Invitata a leggere a Ricercare a Reggio Emilia, una conventicola mi aggredisce. Tu mi sei stato vicino. Ma lo sappiamo, le donne devono essere prima di tutto seduttive e poi viene il resto.

Ti ho regalato Il secondo sesso, trovo sempre geniale la sua frase “donne si diventa”.

Ho insistito perché leggessi Gita al faro. Ci hai girato un po’ intorno, poi hai aperto la prima pagina e non te ne sei staccato più.

Mi hai aiutato a convivere con il disagio e ad accettare la paura. Mi hai insegnato a non scappare dalla relazione.

Tante cose sono scomparse, tu ci sei ancora.

Pensando a te ho sempre davanti il tuo volto aperto, sorridente. Mi fai pensare a Ti ho sposato per allegria. Con te una lunga storia di risate.

Mi fa spesso arrabbiare il tuo ragionare illogico, ma lo so che è la tua forza. Me ne devo fare una ragione se ogni tanto ci perdiamo nelle strade della vita.

Capita che ti cerchi tra la folla in un grande cinema o su una spiaggia assolata, o di notte su un treno in corsa, in mezzo a molti altri, ma ti ritrovo sempre.

Talvolta non ti vedo, sei una parte di me come una costola, o come il mal di schiena.

È sempre bello parlare, è sempre bello restare in silenzio. Tutti i momenti, anche i peggiori. Sempre vivi.

A volte parti per le tue tangenti e parli ininterrottamente, dentro un flusso di coscienza. Gli amici invece pensano che sia io la più chiacchierona.

A New York all’auditorium del Metropolitan grazie a te riusciamo a entrare saltando la fila per sentire un reading dedicato a Octavio Paz. L’emozione di vedere Susan Sontag che legge una poesia su Duchamp.

A Mostar festeggiamo i nostri vent’anni insieme. Il ponte è appena stato ricostruito, ma la città è una città di morti. Tombe di nostri coetanei ovunque.

Discutere con te è sempre stimolante, a volte doloroso.

Spesso sei teso, e mi comunichi tensione. Non ce l’hai con me, ma con il mondo, lo stesso mondo con cui ce l’ho anch’io.

Perdersi sempre un po’ ti irrita, soprattutto quando ti aspetti che io tenga il bandolo dell’itinerario.

A Istanbul riesco a contrattare 50 lire turche per la nostra bellissima tovaglia, tu gli hai dato 50 euro.
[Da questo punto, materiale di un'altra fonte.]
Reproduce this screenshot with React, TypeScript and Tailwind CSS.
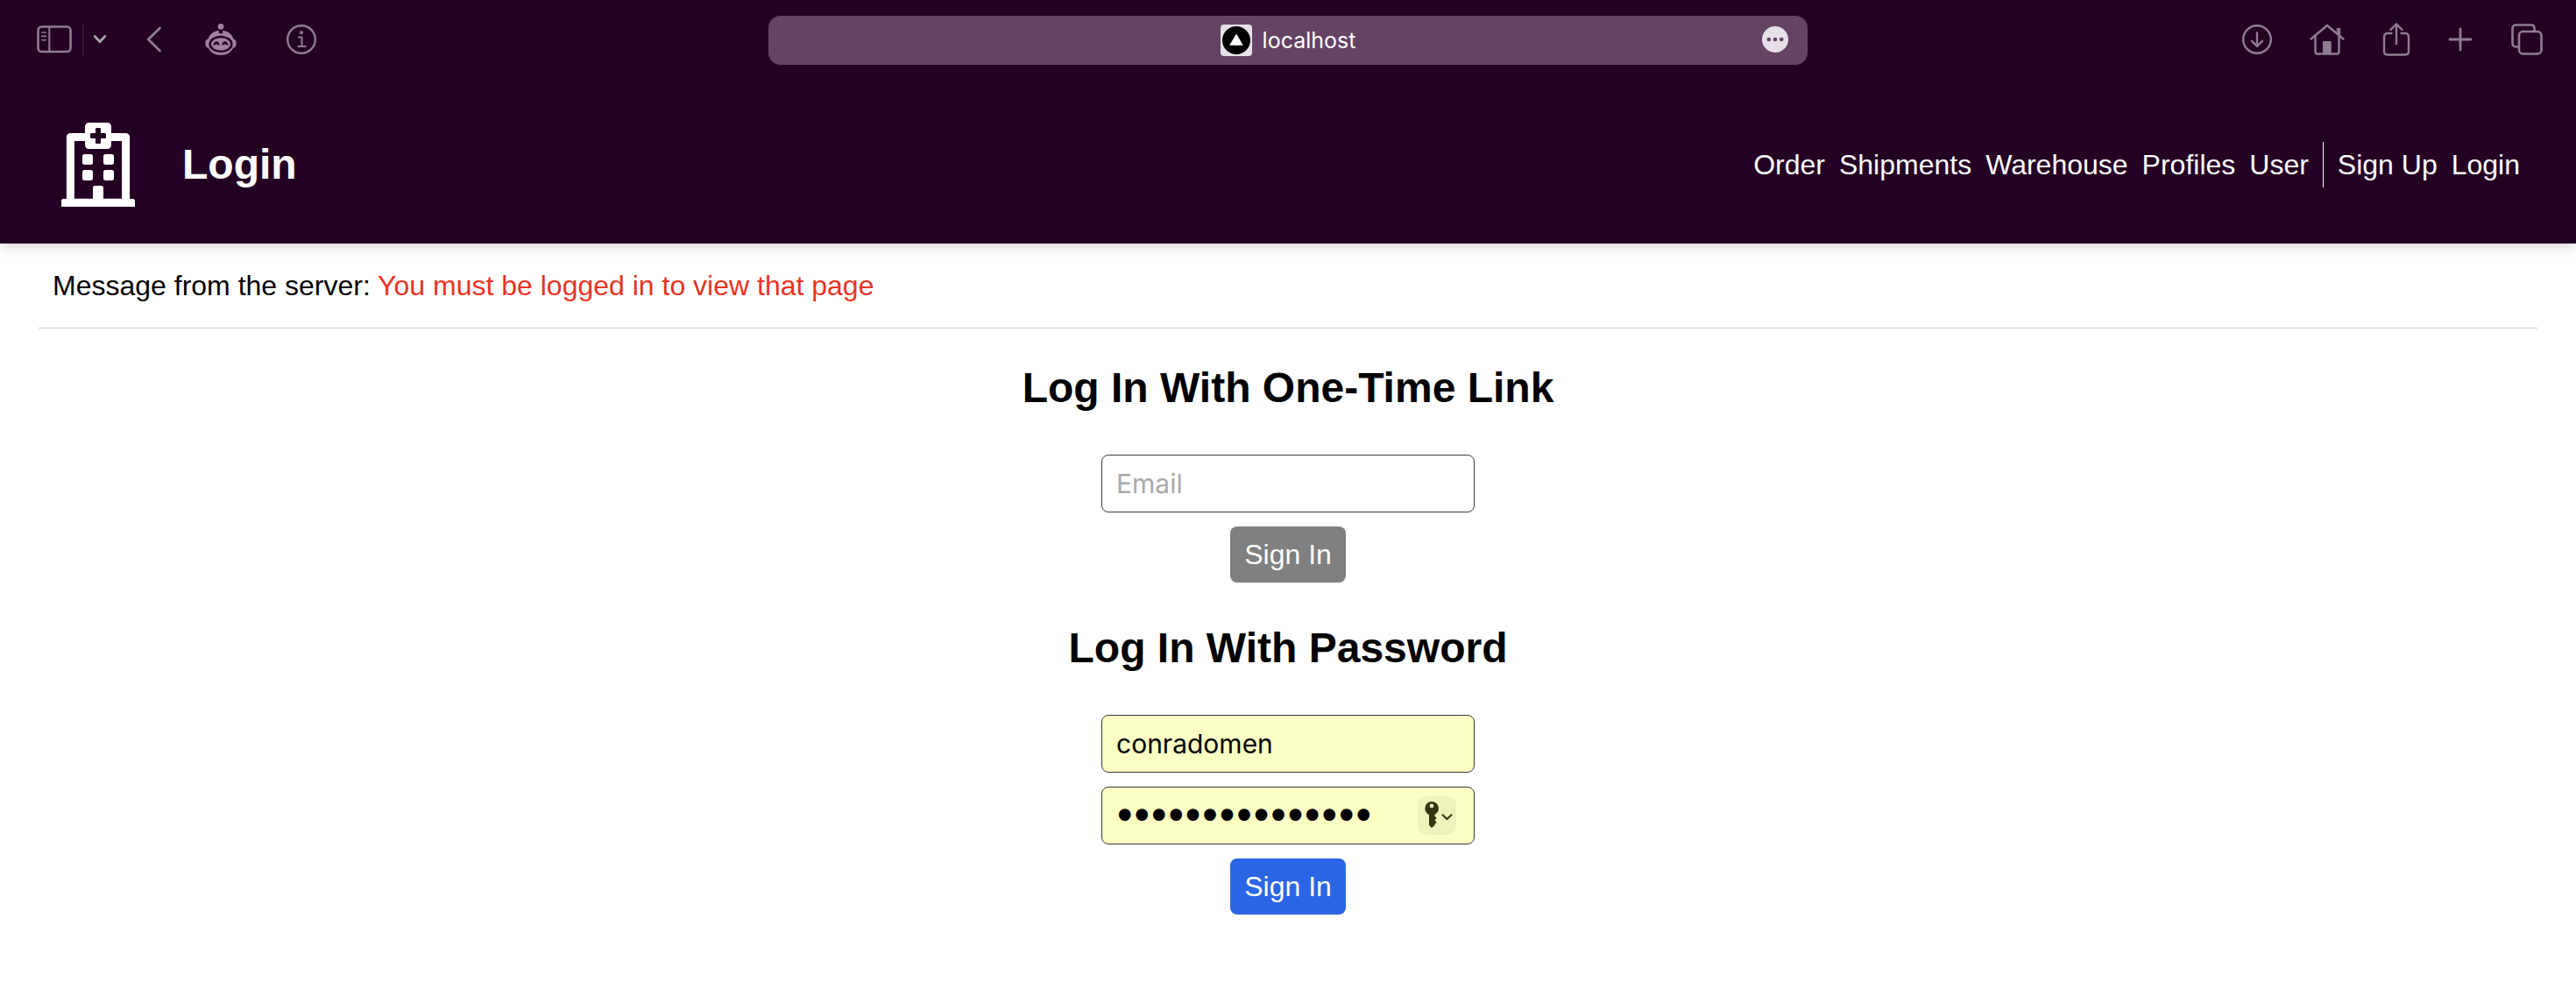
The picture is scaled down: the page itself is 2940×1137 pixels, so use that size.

Ricordo la bellezza dei tuoi lunghi capelli arruffati, disordinati. Come Janis Joplin.

Tu odi le donne seduttive, io i maschi autoritari.

Grazie a te ho conosciuto la bontà delle torte di verdura, con le cipolle e i carciofi, i fiori di zucca ripieni, i ravioli di borragine, la cultura dell’olio. Per me proveniente dal nord est, fatto di gulash, strudel e speck un vero sconvolgimento alimentare.

Spesso ti chiedo se sto bene vestita o pettinata così, mi dici sempre di sì. Secondo me non mi guardi neanche: è come se la mia voce si mescolasse al tuo monologo interiore.

Continui a dirmi che vesto sempre con colori noiosi, blu, grigio, antracite, tinte unite, senza mai un guizzo. Mai un colpo di testa. Ma io so che da un’altra parte la mia follia vive e respira con la tua.

Abbiamo fumato migliaia di sigarette, comperato migliaia di pacchetti, acquistato e perso centinaia di migliaia di accendini.

L’anno in cui ho preso la patente. Che difficoltà parcheggiare in curva in salita, in discesa, tutti posti stretti, scomodi. Quante volte abbiamo litigato per il mio modo di parcheggiare.

Due volte ti sei addormentato guidando sull’autostrada. Ma mi fido ancora, so che ci ammazzerai.

Bello il nostro matrimonio dopo 25 anni, il calore degli amici, arrivati da ogni dove, ma non era il nostro film. Noi ne avremmo girato un altro, senza firmare nulla.

Quando hai pianificato tu il viaggio, la prima volta in Bretagna siamo arrivati nell’unica città senza mare: Quimper. La seconda volta è qui, adesso, su questo sentiero svizzero, con un dirupo sotto, mille metri di baratro.

Grazie a te sono tornata nei luoghi dove andavo da bambina con mia nonna, le Dolomiti, giganti di pietra spesso presenti nei miei sogni.